With the pictures left out, copy the listing below exactly.
=-=-=
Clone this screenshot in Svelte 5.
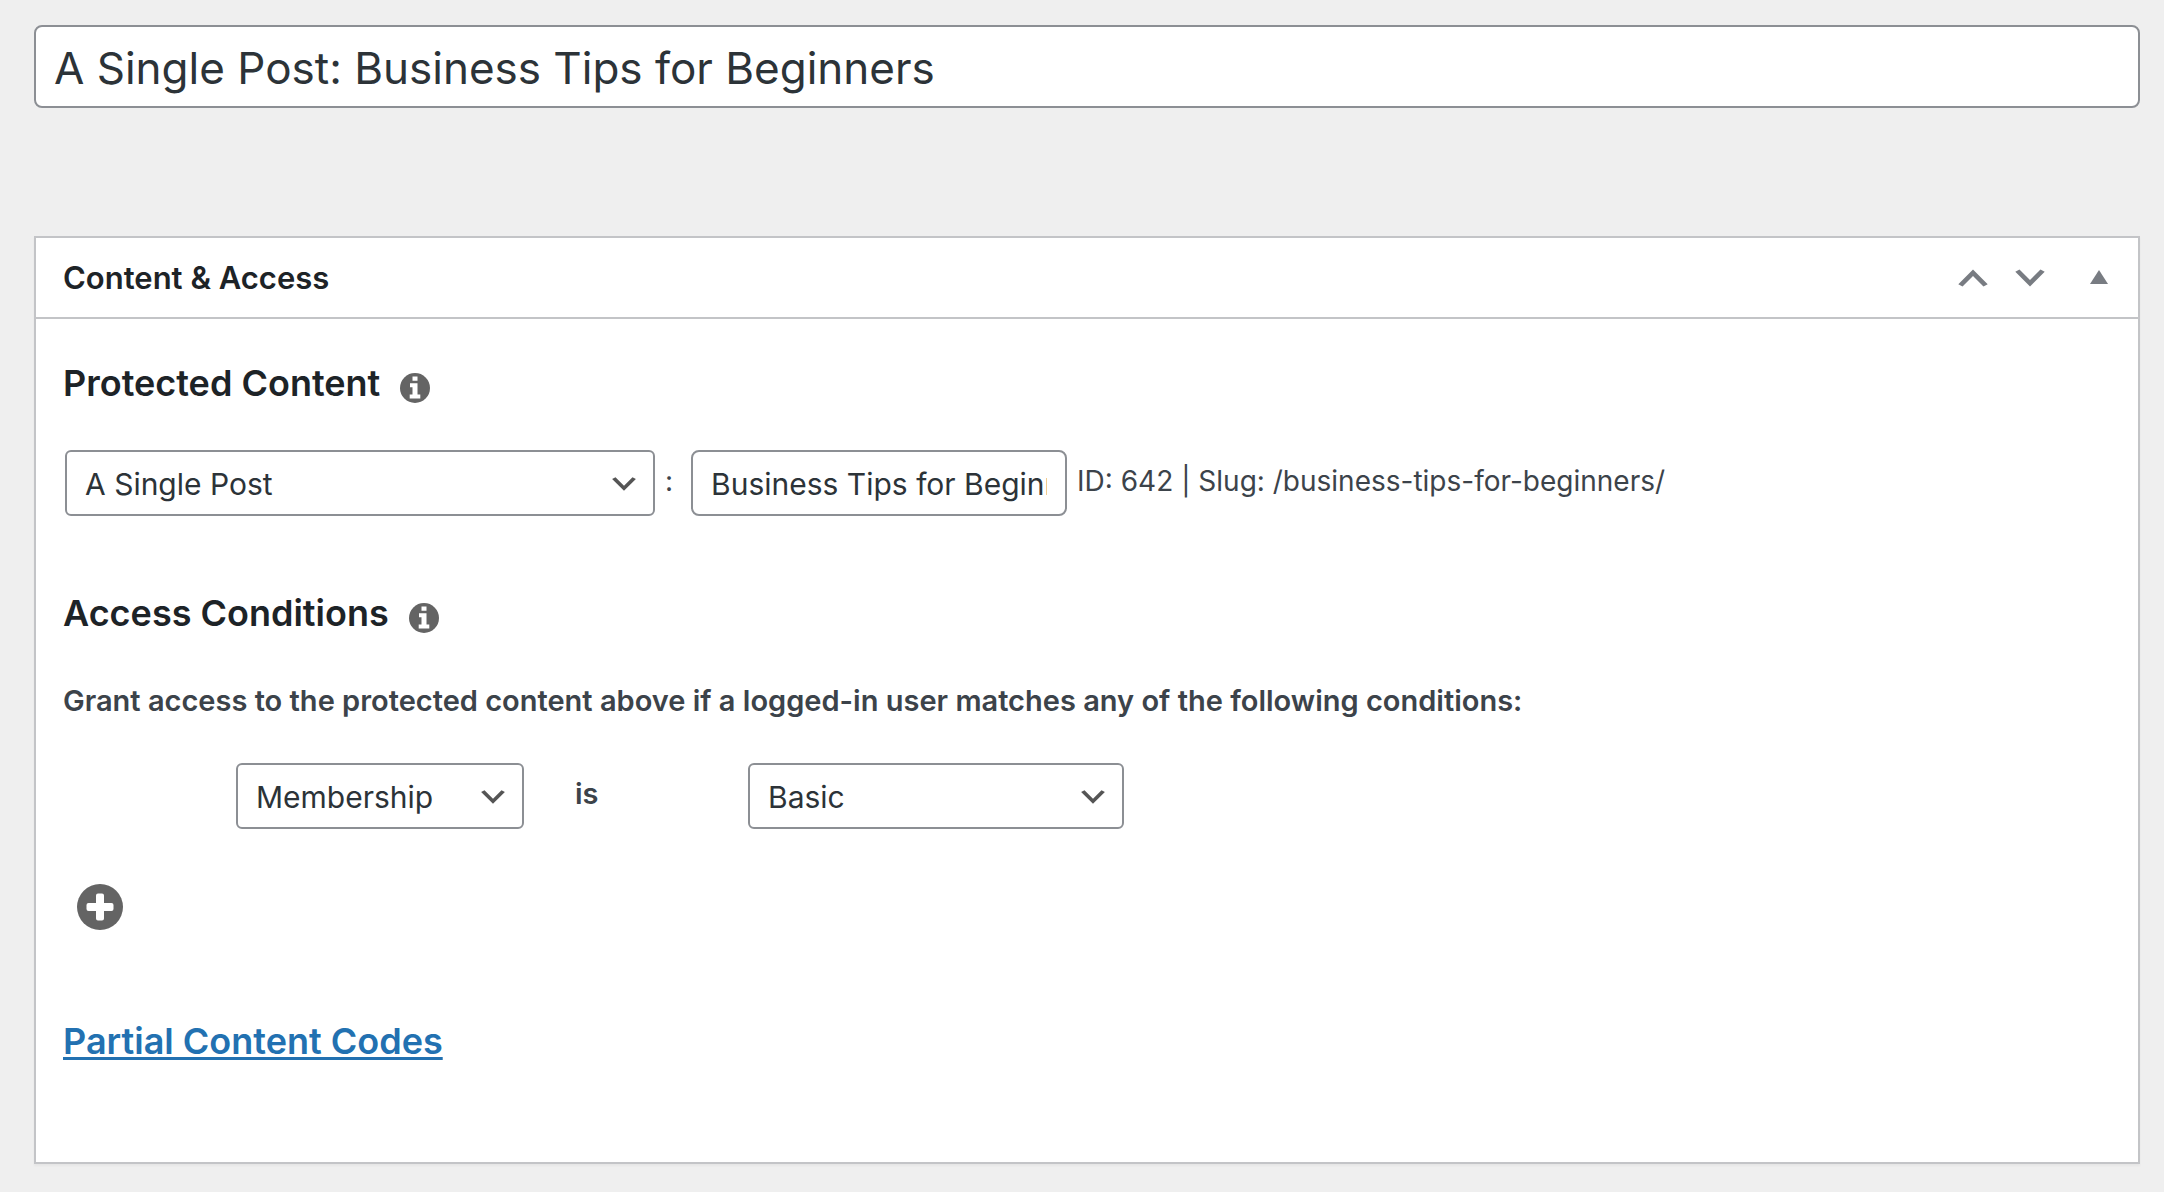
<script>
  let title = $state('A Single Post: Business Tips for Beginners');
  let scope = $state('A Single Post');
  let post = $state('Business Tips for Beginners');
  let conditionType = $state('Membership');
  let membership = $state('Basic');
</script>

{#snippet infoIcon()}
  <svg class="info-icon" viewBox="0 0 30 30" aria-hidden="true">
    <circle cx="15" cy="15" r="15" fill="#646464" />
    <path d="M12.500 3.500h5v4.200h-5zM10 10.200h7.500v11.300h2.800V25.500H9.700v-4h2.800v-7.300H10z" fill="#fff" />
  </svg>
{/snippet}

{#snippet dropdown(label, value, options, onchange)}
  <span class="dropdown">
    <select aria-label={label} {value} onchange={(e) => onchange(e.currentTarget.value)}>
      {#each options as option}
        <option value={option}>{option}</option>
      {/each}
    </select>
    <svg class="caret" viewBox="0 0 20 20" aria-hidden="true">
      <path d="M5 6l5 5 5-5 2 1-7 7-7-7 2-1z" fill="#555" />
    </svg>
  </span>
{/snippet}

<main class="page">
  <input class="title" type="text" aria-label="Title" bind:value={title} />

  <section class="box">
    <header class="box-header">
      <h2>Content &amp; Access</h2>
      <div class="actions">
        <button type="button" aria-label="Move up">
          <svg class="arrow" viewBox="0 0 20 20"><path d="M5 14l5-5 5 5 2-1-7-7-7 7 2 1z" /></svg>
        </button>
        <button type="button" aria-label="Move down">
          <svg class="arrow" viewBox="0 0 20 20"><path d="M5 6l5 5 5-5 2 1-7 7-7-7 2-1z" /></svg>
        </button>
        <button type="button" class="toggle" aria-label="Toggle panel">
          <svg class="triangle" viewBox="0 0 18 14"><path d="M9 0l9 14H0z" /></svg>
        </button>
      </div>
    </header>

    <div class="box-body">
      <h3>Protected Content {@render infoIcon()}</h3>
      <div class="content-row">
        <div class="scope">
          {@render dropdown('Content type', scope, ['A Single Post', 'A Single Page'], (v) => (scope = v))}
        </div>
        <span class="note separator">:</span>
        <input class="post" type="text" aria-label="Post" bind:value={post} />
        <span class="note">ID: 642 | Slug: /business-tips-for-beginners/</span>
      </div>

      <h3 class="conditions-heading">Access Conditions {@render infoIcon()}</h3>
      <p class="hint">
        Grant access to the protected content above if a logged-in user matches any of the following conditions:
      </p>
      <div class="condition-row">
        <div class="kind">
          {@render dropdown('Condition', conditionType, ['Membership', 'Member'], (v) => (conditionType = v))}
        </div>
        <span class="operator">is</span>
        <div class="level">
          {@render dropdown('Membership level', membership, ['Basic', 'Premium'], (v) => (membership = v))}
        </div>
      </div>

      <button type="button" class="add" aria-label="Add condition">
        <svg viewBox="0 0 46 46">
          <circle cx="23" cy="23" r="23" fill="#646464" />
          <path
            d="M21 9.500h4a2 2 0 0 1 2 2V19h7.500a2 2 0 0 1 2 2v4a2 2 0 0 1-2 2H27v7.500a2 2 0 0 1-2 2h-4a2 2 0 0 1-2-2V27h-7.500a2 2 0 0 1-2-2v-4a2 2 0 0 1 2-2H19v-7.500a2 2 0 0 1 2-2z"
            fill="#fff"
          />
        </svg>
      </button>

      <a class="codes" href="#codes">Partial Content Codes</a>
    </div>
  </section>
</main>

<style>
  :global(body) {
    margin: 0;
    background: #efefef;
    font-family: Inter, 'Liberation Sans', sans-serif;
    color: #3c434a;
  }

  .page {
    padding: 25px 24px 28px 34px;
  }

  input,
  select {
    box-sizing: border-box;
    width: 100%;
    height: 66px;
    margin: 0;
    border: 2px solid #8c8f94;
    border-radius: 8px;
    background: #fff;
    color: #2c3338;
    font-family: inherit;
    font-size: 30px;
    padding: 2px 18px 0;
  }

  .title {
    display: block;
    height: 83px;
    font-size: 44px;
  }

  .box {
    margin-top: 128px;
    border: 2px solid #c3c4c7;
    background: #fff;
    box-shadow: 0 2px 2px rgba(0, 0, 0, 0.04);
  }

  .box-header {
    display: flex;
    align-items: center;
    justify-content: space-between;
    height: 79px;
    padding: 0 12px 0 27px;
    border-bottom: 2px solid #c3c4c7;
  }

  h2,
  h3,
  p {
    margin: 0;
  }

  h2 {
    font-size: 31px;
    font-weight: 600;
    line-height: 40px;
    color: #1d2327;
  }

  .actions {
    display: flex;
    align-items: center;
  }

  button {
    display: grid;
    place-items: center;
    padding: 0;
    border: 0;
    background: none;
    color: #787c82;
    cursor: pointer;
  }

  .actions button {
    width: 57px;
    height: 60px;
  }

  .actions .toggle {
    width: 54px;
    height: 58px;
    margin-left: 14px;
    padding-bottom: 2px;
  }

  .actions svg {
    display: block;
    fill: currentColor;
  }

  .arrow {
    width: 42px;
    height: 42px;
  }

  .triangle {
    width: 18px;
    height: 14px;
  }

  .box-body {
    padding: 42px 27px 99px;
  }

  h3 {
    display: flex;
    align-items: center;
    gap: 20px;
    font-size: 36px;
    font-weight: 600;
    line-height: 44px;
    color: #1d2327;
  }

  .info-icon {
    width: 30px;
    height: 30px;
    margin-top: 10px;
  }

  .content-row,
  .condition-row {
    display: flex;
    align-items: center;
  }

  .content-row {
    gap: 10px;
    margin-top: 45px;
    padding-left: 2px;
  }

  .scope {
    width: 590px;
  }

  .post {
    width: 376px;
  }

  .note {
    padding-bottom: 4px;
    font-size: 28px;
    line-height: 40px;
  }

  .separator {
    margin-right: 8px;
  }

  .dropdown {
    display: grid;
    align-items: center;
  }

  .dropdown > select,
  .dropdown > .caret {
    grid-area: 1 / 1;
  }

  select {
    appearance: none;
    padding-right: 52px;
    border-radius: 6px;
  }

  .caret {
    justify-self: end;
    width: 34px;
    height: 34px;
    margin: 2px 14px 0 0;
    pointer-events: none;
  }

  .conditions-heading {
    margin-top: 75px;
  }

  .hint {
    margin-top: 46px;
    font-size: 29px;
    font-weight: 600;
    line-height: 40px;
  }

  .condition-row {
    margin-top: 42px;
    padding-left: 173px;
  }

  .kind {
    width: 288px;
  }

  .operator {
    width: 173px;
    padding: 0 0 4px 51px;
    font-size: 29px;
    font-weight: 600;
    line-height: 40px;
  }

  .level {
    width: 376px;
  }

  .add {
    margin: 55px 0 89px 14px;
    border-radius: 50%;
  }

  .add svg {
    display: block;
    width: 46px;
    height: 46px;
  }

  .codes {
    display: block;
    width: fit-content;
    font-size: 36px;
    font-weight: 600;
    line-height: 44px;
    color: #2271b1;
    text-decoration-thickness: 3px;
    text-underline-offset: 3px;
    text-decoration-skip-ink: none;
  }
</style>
=-=-=
Task answer:
Clone this screenshot in Svelte 5.
<script>
  let title = $state('A Single Post: Business Tips for Beginners');
  let scope = $state('A Single Post');
  let post = $state('Business Tips for Beginners');
  let conditionType = $state('Membership');
  let membership = $state('Basic');
</script>

{#snippet infoIcon()}
  <svg class="info-icon" viewBox="0 0 30 30" aria-hidden="true">
    <circle cx="15" cy="15" r="15" fill="#646464" />
    <path d="M12.500 3.500h5v4.200h-5zM10 10.200h7.500v11.300h2.800V25.500H9.700v-4h2.800v-7.300H10z" fill="#fff" />
  </svg>
{/snippet}

{#snippet dropdown(label, value, options, onchange)}
  <span class="dropdown">
    <select aria-label={label} {value} onchange={(e) => onchange(e.currentTarget.value)}>
      {#each options as option}
        <option value={option}>{option}</option>
      {/each}
    </select>
    <svg class="caret" viewBox="0 0 20 20" aria-hidden="true">
      <path d="M5 6l5 5 5-5 2 1-7 7-7-7 2-1z" fill="#555" />
    </svg>
  </span>
{/snippet}

<main class="page">
  <input class="title" type="text" aria-label="Title" bind:value={title} />

  <section class="box">
    <header class="box-header">
      <h2>Content &amp; Access</h2>
      <div class="actions">
        <button type="button" aria-label="Move up">
          <svg class="arrow" viewBox="0 0 20 20"><path d="M5 14l5-5 5 5 2-1-7-7-7 7 2 1z" /></svg>
        </button>
        <button type="button" aria-label="Move down">
          <svg class="arrow" viewBox="0 0 20 20"><path d="M5 6l5 5 5-5 2 1-7 7-7-7 2-1z" /></svg>
        </button>
        <button type="button" class="toggle" aria-label="Toggle panel">
          <svg class="triangle" viewBox="0 0 18 14"><path d="M9 0l9 14H0z" /></svg>
        </button>
      </div>
    </header>

    <div class="box-body">
      <h3>Protected Content {@render infoIcon()}</h3>
      <div class="content-row">
        <div class="scope">
          {@render dropdown('Content type', scope, ['A Single Post', 'A Single Page'], (v) => (scope = v))}
        </div>
        <span class="note separator">:</span>
        <input class="post" type="text" aria-label="Post" bind:value={post} />
        <span class="note">ID: 642 | Slug: /business-tips-for-beginners/</span>
      </div>

      <h3 class="conditions-heading">Access Conditions {@render infoIcon()}</h3>
      <p class="hint">
        Grant access to the protected content above if a logged-in user matches any of the following conditions:
      </p>
      <div class="condition-row">
        <div class="kind">
          {@render dropdown('Condition', conditionType, ['Membership', 'Member'], (v) => (conditionType = v))}
        </div>
        <span class="operator">is</span>
        <div class="level">
          {@render dropdown('Membership level', membership, ['Basic', 'Premium'], (v) => (membership = v))}
        </div>
      </div>

      <button type="button" class="add" aria-label="Add condition">
        <svg viewBox="0 0 46 46">
          <circle cx="23" cy="23" r="23" fill="#646464" />
          <path
            d="M21 9.500h4a2 2 0 0 1 2 2V19h7.500a2 2 0 0 1 2 2v4a2 2 0 0 1-2 2H27v7.500a2 2 0 0 1-2 2h-4a2 2 0 0 1-2-2V27h-7.500a2 2 0 0 1-2-2v-4a2 2 0 0 1 2-2H19v-7.500a2 2 0 0 1 2-2z"
            fill="#fff"
          />
        </svg>
      </button>

      <a class="codes" href="#codes">Partial Content Codes</a>
    </div>
  </section>
</main>

<style>
  :global(body) {
    margin: 0;
    background: #efefef;
    font-family: Inter, 'Liberation Sans', sans-serif;
    color: #3c434a;
  }

  .page {
    padding: 25px 24px 28px 34px;
  }

  input,
  select {
    box-sizing: border-box;
    width: 100%;
    height: 66px;
    margin: 0;
    border: 2px solid #8c8f94;
    border-radius: 8px;
    background: #fff;
    color: #2c3338;
    font-family: inherit;
    font-size: 30px;
    padding: 2px 18px 0;
  }

  .title {
    display: block;
    height: 83px;
    font-size: 44px;
  }

  .box {
    margin-top: 128px;
    border: 2px solid #c3c4c7;
    background: #fff;
    box-shadow: 0 2px 2px rgba(0, 0, 0, 0.04);
  }

  .box-header {
    display: flex;
    align-items: center;
    justify-content: space-between;
    height: 79px;
    padding: 0 12px 0 27px;
    border-bottom: 2px solid #c3c4c7;
  }

  h2,
  h3,
  p {
    margin: 0;
  }

  h2 {
    font-size: 31px;
    font-weight: 600;
    line-height: 40px;
    color: #1d2327;
  }

  .actions {
    display: flex;
    align-items: center;
  }

  button {
    display: grid;
    place-items: center;
    padding: 0;
    border: 0;
    background: none;
    color: #787c82;
    cursor: pointer;
  }

  .actions button {
    width: 57px;
    height: 60px;
  }

  .actions .toggle {
    width: 54px;
    height: 58px;
    margin-left: 14px;
    padding-bottom: 2px;
  }

  .actions svg {
    display: block;
    fill: currentColor;
  }

  .arrow {
    width: 42px;
    height: 42px;
  }

  .triangle {
    width: 18px;
    height: 14px;
  }

  .box-body {
    padding: 42px 27px 99px;
  }

  h3 {
    display: flex;
    align-items: center;
    gap: 20px;
    font-size: 36px;
    font-weight: 600;
    line-height: 44px;
    color: #1d2327;
  }

  .info-icon {
    width: 30px;
    height: 30px;
    margin-top: 10px;
  }

  .content-row,
  .condition-row {
    display: flex;
    align-items: center;
  }

  .content-row {
    gap: 10px;
    margin-top: 45px;
    padding-left: 2px;
  }

  .scope {
    width: 590px;
  }

  .post {
    width: 376px;
  }

  .note {
    padding-bottom: 4px;
    font-size: 28px;
    line-height: 40px;
  }

  .separator {
    margin-right: 8px;
  }

  .dropdown {
    display: grid;
    align-items: center;
  }

  .dropdown > select,
  .dropdown > .caret {
    grid-area: 1 / 1;
  }

  select {
    appearance: none;
    padding-right: 52px;
    border-radius: 6px;
  }

  .caret {
    justify-self: end;
    width: 34px;
    height: 34px;
    margin: 2px 14px 0 0;
    pointer-events: none;
  }

  .conditions-heading {
    margin-top: 75px;
  }

  .hint {
    margin-top: 46px;
    font-size: 29px;
    font-weight: 600;
    line-height: 40px;
  }

  .condition-row {
    margin-top: 42px;
    padding-left: 173px;
  }

  .kind {
    width: 288px;
  }

  .operator {
    width: 173px;
    padding: 0 0 4px 51px;
    font-size: 29px;
    font-weight: 600;
    line-height: 40px;
  }

  .level {
    width: 376px;
  }

  .add {
    margin: 55px 0 89px 14px;
    border-radius: 50%;
  }

  .add svg {
    display: block;
    width: 46px;
    height: 46px;
  }

  .codes {
    display: block;
    width: fit-content;
    font-size: 36px;
    font-weight: 600;
    line-height: 44px;
    color: #2271b1;
    text-decoration-thickness: 3px;
    text-underline-offset: 3px;
    text-decoration-skip-ink: none;
  }
</style>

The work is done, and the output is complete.